Der Widerstand der Ärzteschaft gegen das Impfen in der Apotheke scheint gebrochen: Bei „übergeordneten Gründen“ wie Durchimpfung der Bevölkerung gegen Grippe oder Corona dürfen wir nun wohl doch mit ins Boot.
Auch wenn die Pressemitteilung der Kassenärztlichen Bundesvereinigung (KBV) beim ersten Lesen anders wirkt: Der Widerstand der Ärzteschaft gegen die Grippeimpfung aus der Apotheke scheint gebrochen zu sein.
Mit „KBV stimmt ABDA zu: Impfen ist Ärzte-Sache“ ist die Mitteilung vom 2. Juli 2020 überschrieben. KBV-Vorstandsvorsitzender Dr. Andreas Gassen stimmt hierin Friedemann Schmitt, Präsident der ABDA, zu, der das Impfen originär als Angelegenheit der Ärzte und ganz zentrale Aufgabe vor allem von Kinder- und Hausärzten betrachtet.
Bei „übergeordneten Gründen“ wie „beispielsweise Massenimpfungen bei einer Durchimpfung der Bevölkerung“ gegen Grippe oder, ganz neu, Corona sieht Gassen allerdings die Apotheken nun doch mit im Boot. Im Mai 2019 war die Haltung der KBV zum Thema Grippeimpfung in der Apotheke noch eine ganz andere. KBV-Vizechef Dr. Stephan Hofmeister warnte sogar vor einer Gefährdung des Patientenwohls, sollten Apotheken die Impferlaubnis erhalten.
Die Ärzteschaft erscheint bei diesem Thema indes auch weiterhin uneins, denn entgegen der Äußerungen des KBV-Vorstandsvorsitzenden kann sich die Ärztekammer Westfalen-Lippe mit den Impfplänen der Apotheker weiterhin nicht anfreunden. Sie sehen nicht nur das Patientenwohl gefährdet, sondern machen sich offenbar zusätzlich Sorgen, wie es um die hygienischen Bedingungen in den Apothekenräumen bestellt ist.
Der Präsident der Ärztekammer Westfalen-Lippe (ÄKWL), Dr. Hans-Albert Gehle, befürchtet offenbar ein „Impfen am Verkaufstresen“. Er ist sich nicht sicher, dass „die nötigen Hygienevorschriften sowie die Privatsphäre der Patienten“ in den Apotheken, im Gegensatz zu den Arztpraxen, eingehalten werden können. Das klingt wenig wertschätzend und birgt einiges an sprichwörtlichem Sprengstoff.

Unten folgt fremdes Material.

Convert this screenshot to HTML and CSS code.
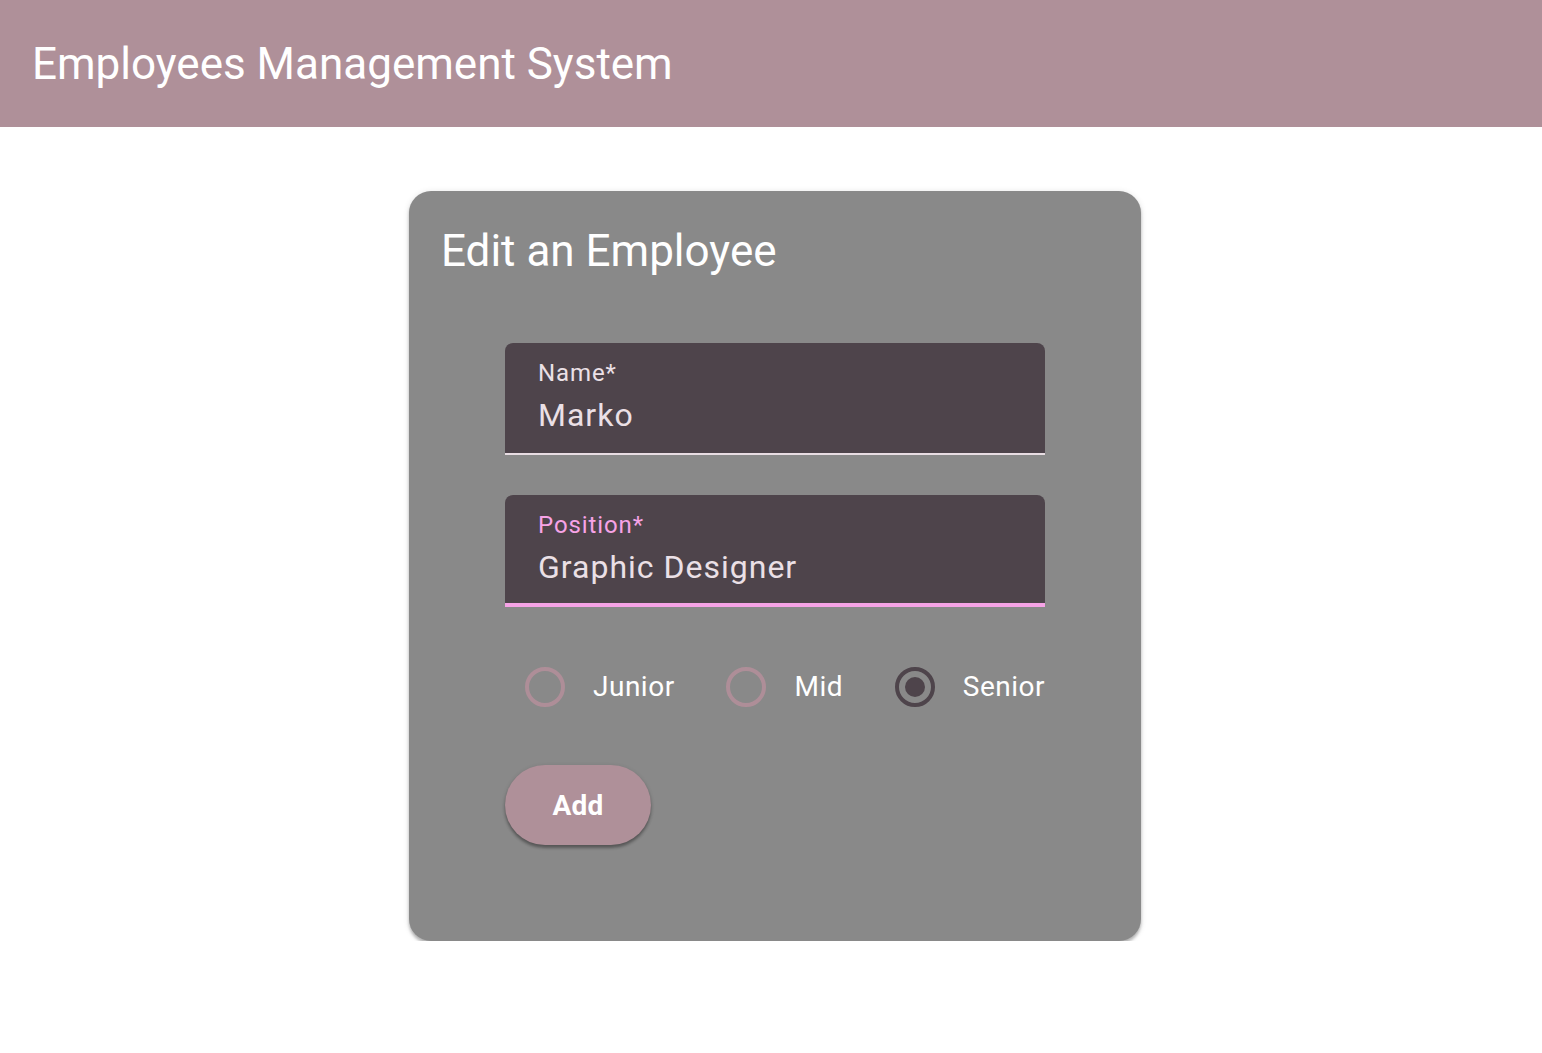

Doch ob die Ärzte nun dafür sind oder dagegen – die Grippeimpfung in der Apotheke wird kommen. Die Möglichkeit dazu bereitete das am 01. März 2020 in Kraft getretene Masernschutzgesetz, das einen entsprechenden Passus enthält. Das Modellvorhaben wird bereits ab diesem Herbst umgesetzt, darauf haben sich nun die AOK Rheinland/Hamburg und der Apothekerverband Nordrhein geeinigt. Die entsprechenden Leitlinien und Arbeitshilfen der ABDA wurden im Juni 2020 veröffentlicht.
In einer Apotheke dürfen sich nur Personen gegen Grippe impfen lassen, die
Und auch der Impfende muss bestimmte Voraussetzungen erfüllen. Denn in Apotheken darf nur approbiertes Personal zur Spritze greifen, das durch eine entsprechende Fortbildung auch dazu qualifiziert wurde. Ebenso gelten, entgegen aller Befürchtungen, selbstverständlich auch für die Impfräume entsprechende Vorschriften zu Diskretion und Hygiene. Es steht jedenfalls nicht zu befürchten, dass direkt am Handverkaufstisch die Nadel angesetzt wird.